(Divulgation complète : ma femme est l’agente publicitaire canadienne de Julian Taylor. Donc, après une brève introduction, l’article sera uniquement les propos de Taylor au sujet de son album. J’aurais écrit le même article, peu importe qui est son agent publicitaire. Certaines citations ont été éditées par souci de concision et de clarté.)
Tout semble indiquer que Julian Taylor est sur le point de solidifier considérablement son élan vers la reconnaissance internationale entreprise en 2020.
Cette année-là, son album The Ridge a été écouté plus de cinq millions de fois sur Spotify en plus d’être encensé par la presse internationale et d’avoir été tourné à la radio au Canada, aux États-Unis, en Australie et au Royaume-Uni. Porté par la version pleine de soul de son Americana et son « twang » country, The Ridge a valu à Taylor le titre d’artiste solo de l’année aux Canadian Folk Music Awards en plus d’être nommé deux fois pour un JUNO (Album folk contemporain et Artiste ou groupe autochtone de l’année) et inscrit à la longue liste des 40 meilleurs albums au Canada du prix Polaris. Il a également remporté le trophée du Meilleur artiste aux International Acoustic Music Awards.
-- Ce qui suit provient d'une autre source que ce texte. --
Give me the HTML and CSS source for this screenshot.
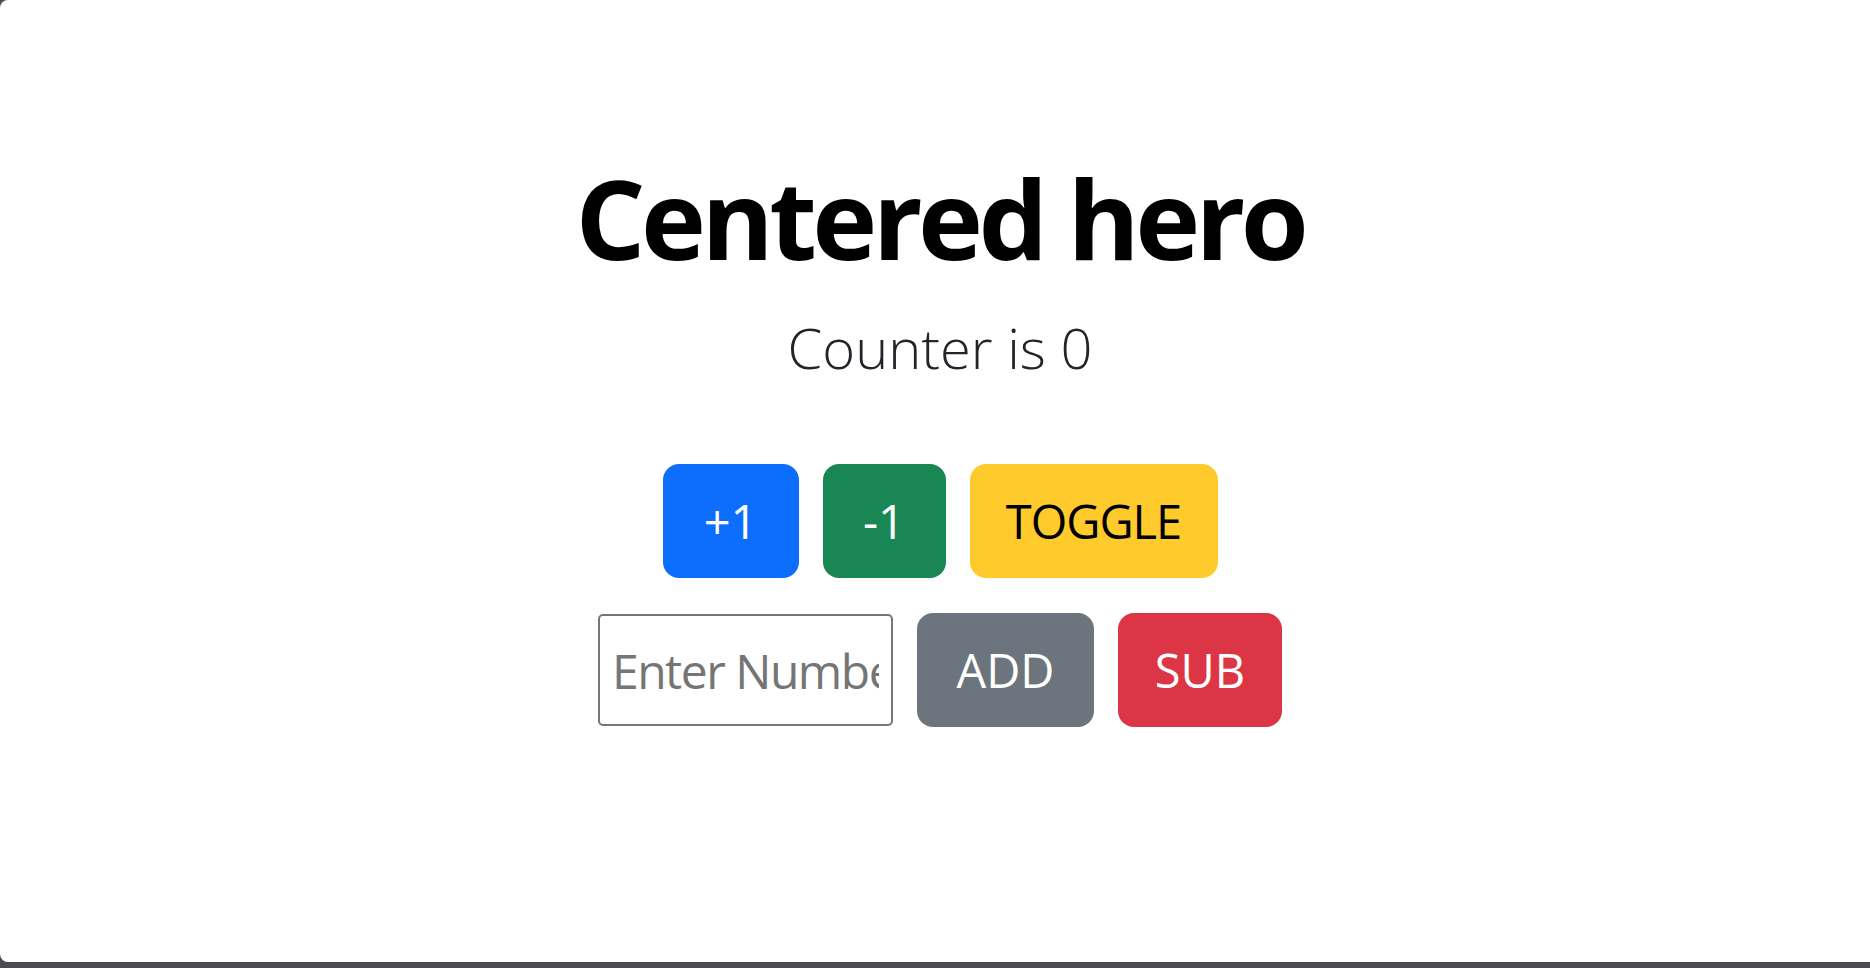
FILE: index.html
```html
<!DOCTYPE html>
<html lang="en">
<head>
<meta charset="utf-8">
<title>Centered hero</title>
<link rel="stylesheet" href="styles.css">
</head>
<body>
<div class="window">
  <main class="hero">
    <h1 class="hero-title">Centered hero</h1>
    <p class="lead">Counter is 0</p>
    <div class="btn-row btn-row-top">
      <button class="btn btn-primary btn-inc">+1</button>
      <button class="btn btn-success btn-dec">-1</button>
      <button class="btn btn-warning btn-toggle">TOGGLE</button>
    </div>
    <div class="btn-row">
      <input class="num-input" type="text" placeholder="Enter Number">
      <button class="btn btn-secondary btn-add">ADD</button>
      <button class="btn btn-danger btn-sub">SUB</button>
    </div>
  </main>
</div>
</body>
</html>
```

FILE: styles.css
```css
html, body {
  margin: 0;
  padding: 0;
  height: 100%;
}
body {
  background: #4a4a50;
  font-family: "Open Sans", "Noto Sans", sans-serif;
  color: #212529;
}
.window {
  background: #ffffff;
  height: 962px;
  border-top-left-radius: 8px;
  border-bottom-left-radius: 8px;
  overflow: hidden;
}
.hero {
  padding-top: 151px;
  padding-left: 10px;
  text-align: center;
}
.hero-title {
  margin: 0;
  font-size: 110px;
  font-weight: 700;
  letter-spacing: -4.6px;
  line-height: 1.2;
  color: #000;
}
.lead {
  margin: 22px 0 0;
  font-size: 56px;
  font-weight: 300;
  line-height: 1.5;
}
.btn-row {
  display: flex;
  justify-content: center;
  align-items: center;
  gap: 24px;
}
.btn-row-top {
  margin-top: 75px;
}
.btn-row + .btn-row {
  margin-top: 35px;
}
.btn {
  box-sizing: border-box;
  height: 114px;
  padding: 0;
  border: 2px solid transparent;
  border-radius: 16px;
  font-family: inherit;
  font-size: 47px;
  font-weight: 400;
  line-height: 1.5;
  cursor: pointer;
}
.btn-inc { width: 136px; }
.btn-dec { width: 123px; }
.btn-toggle { width: 248px; letter-spacing: -1px; }
.btn-add { width: 177px; }
.btn-sub { width: 164px; }
.btn-primary { background: #0d6efd; color: #fff; }
.btn-success { background: #198754; color: #fff; }
.btn-warning { background: #ffca2c; color: #000; }
.btn-secondary { background: #6c757d; color: #fff; }
.btn-danger { background: #dc3545; color: #fff; }
.num-input {
  box-sizing: border-box;
  width: 295px;
  height: 112px;
  border: 2.4px solid #767676;
  border-radius: 5px;
  padding: 2px 12px;
  font-family: inherit;
  font-size: 48px;
  letter-spacing: -1.5px;
  color: #212529;
  background: #fff;
}
.num-input::placeholder {
  color: #757575;
}
```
En octobre 2022, le Globe and Mail écrivait que « Taylor est une voix unique et importante de la scène de musique traditionnelle et folk canadienne ». Sur son site Web, la liste des personnes à contacter s’allonge rapidement avec l’apparition d’agents de tournée, de pisteurs radio, et d’agents publicitaires pour les États-Unis, le Royaume-Uni, l’Australie, les Pays-Bas et la France. En 2023, il présentera sa première tournée européenne en tant qu’artiste solo. Avec son nouvel album Beyond the Reservoir, qui sortira le 14 octobre 2022, son talent déjà redoutable d’auteur-compositeur a fait un immense bond en avant et ses sujets sont plus puissants que jamais, tout comme ses mélodies mémorables et ses refrains à chanter en chœur.
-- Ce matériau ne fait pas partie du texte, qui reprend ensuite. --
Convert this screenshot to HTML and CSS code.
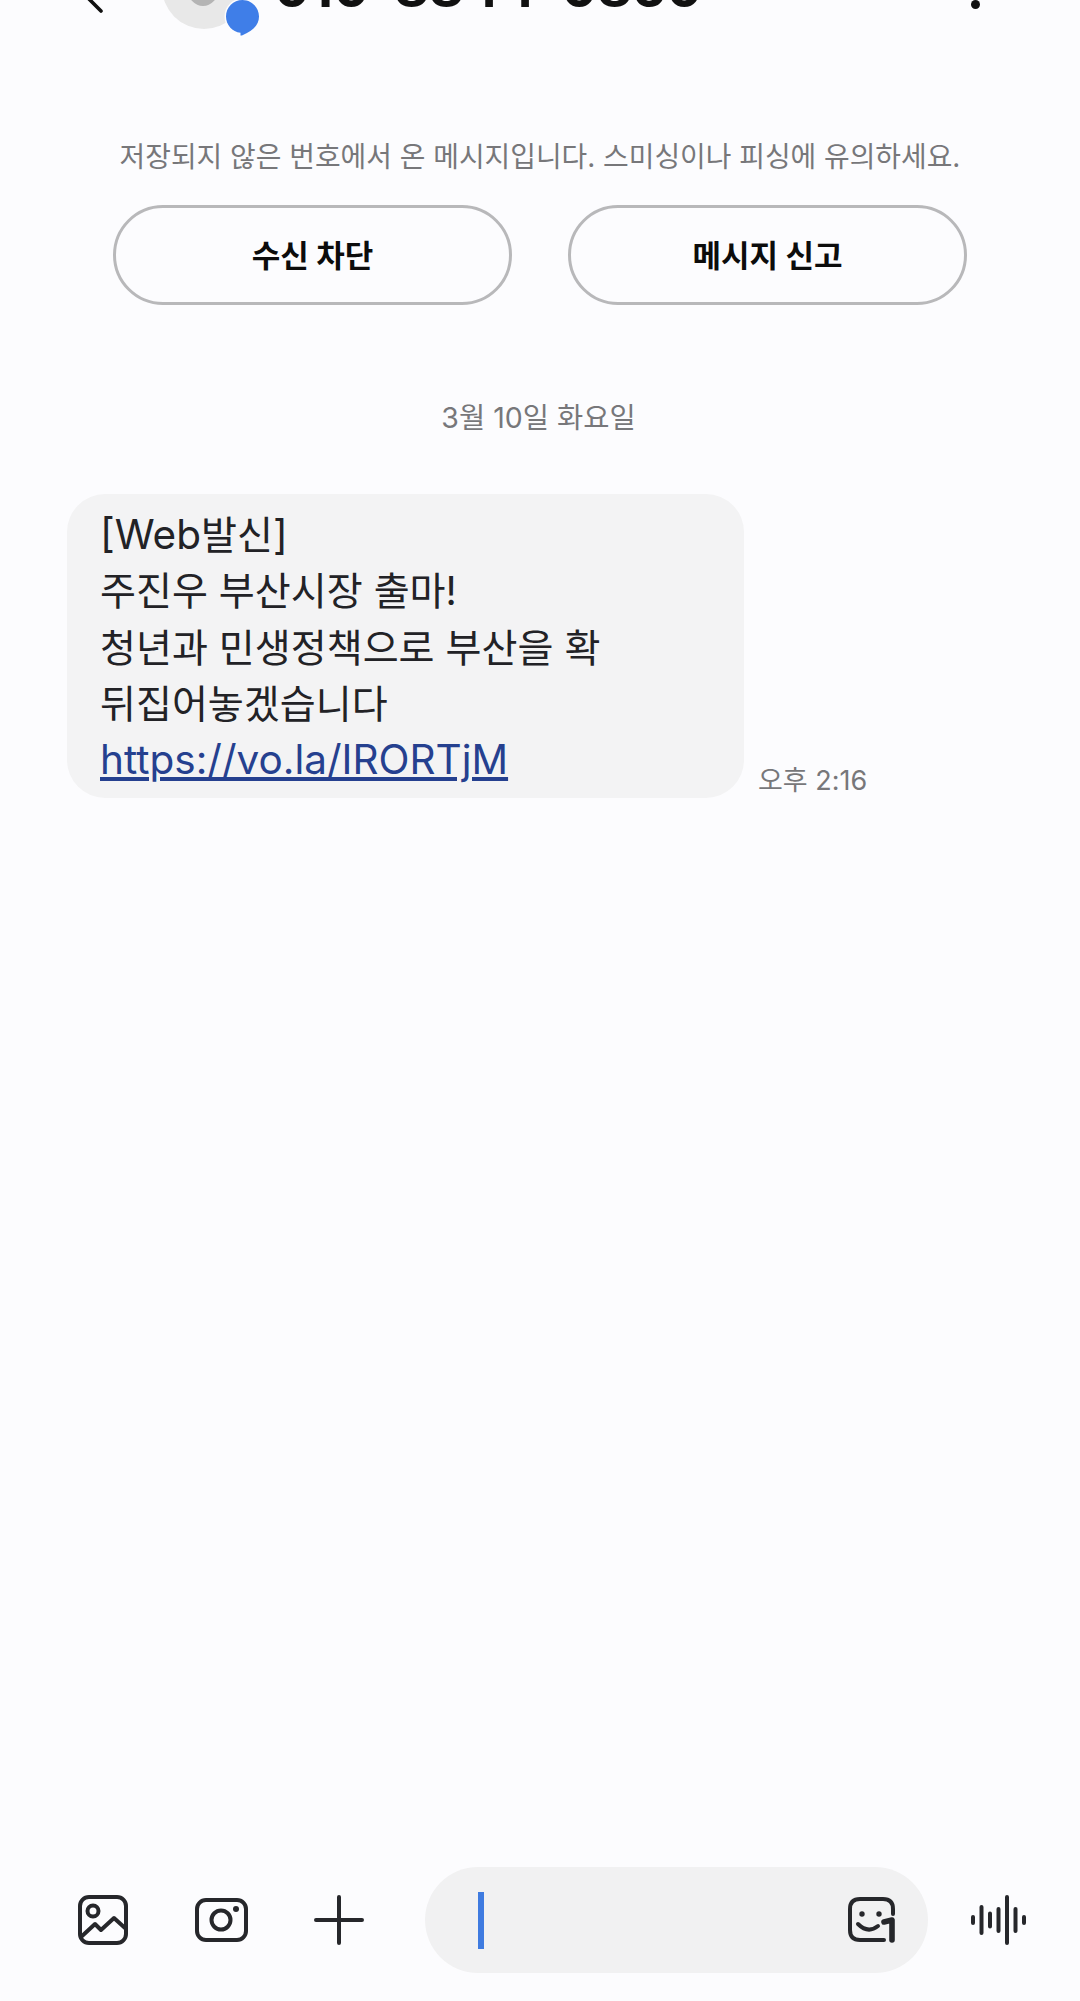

Originaire et toujours établi à Toronto, Taylor est fier de ses origines noires et mohawk. « Je suis issu de deux cultures et de deux traditions orales très fortes », dit-il. « L’une d’elles s’est fait arracher à sa terre natale pour arriver ici tandis l’autre s’est fait voler son territoire. C’est un combat difficile depuis toujours, et il est loin d’être terminé… »
« Moonlight »
« Quand j’avais 21 ans, je venais à peine de sortir d’une période où j’ai été assez rebelle et je ne voulais pas passer de temps avec ma famille. J’étais tout le temps dans la rue, dans les parcs, à faire ce que je pouvais. Ma tante Roberta m’a donné une bague avec une petite pierre incrustée. Quand j’avais six ans et qu’on habitait Maple Ridge, on allait ramasser des pierres dans lac Alouette. C’est une de ces pierres-là qu’elle a fait incruster dans cette bague – quel merveilleux cadeau. On dit que nos ancêtres vivent dans ces pierres. Ça m’a ramené à la source, au noyau qu’est la famille et j’ai compris que j’étais sur la mauvaise voie. »
“Murder 13”
« Celle-là parle d’un de mes amis qui a été la victime du 13e homicide à Toronto en 2005. Il a disparu et tout le monde se demandait où il était. On savait qu’il essayait de se reprendre en main. Des fois, les gens se rendent à un point où il est trop tard pour revenir sur la bonne voie et il y a du monde qui ne veut même pas que tu essaies parce qu’ils ne veulent pas que tu sois mieux qu’eux. C’est un endroit très difficile dans la vie. »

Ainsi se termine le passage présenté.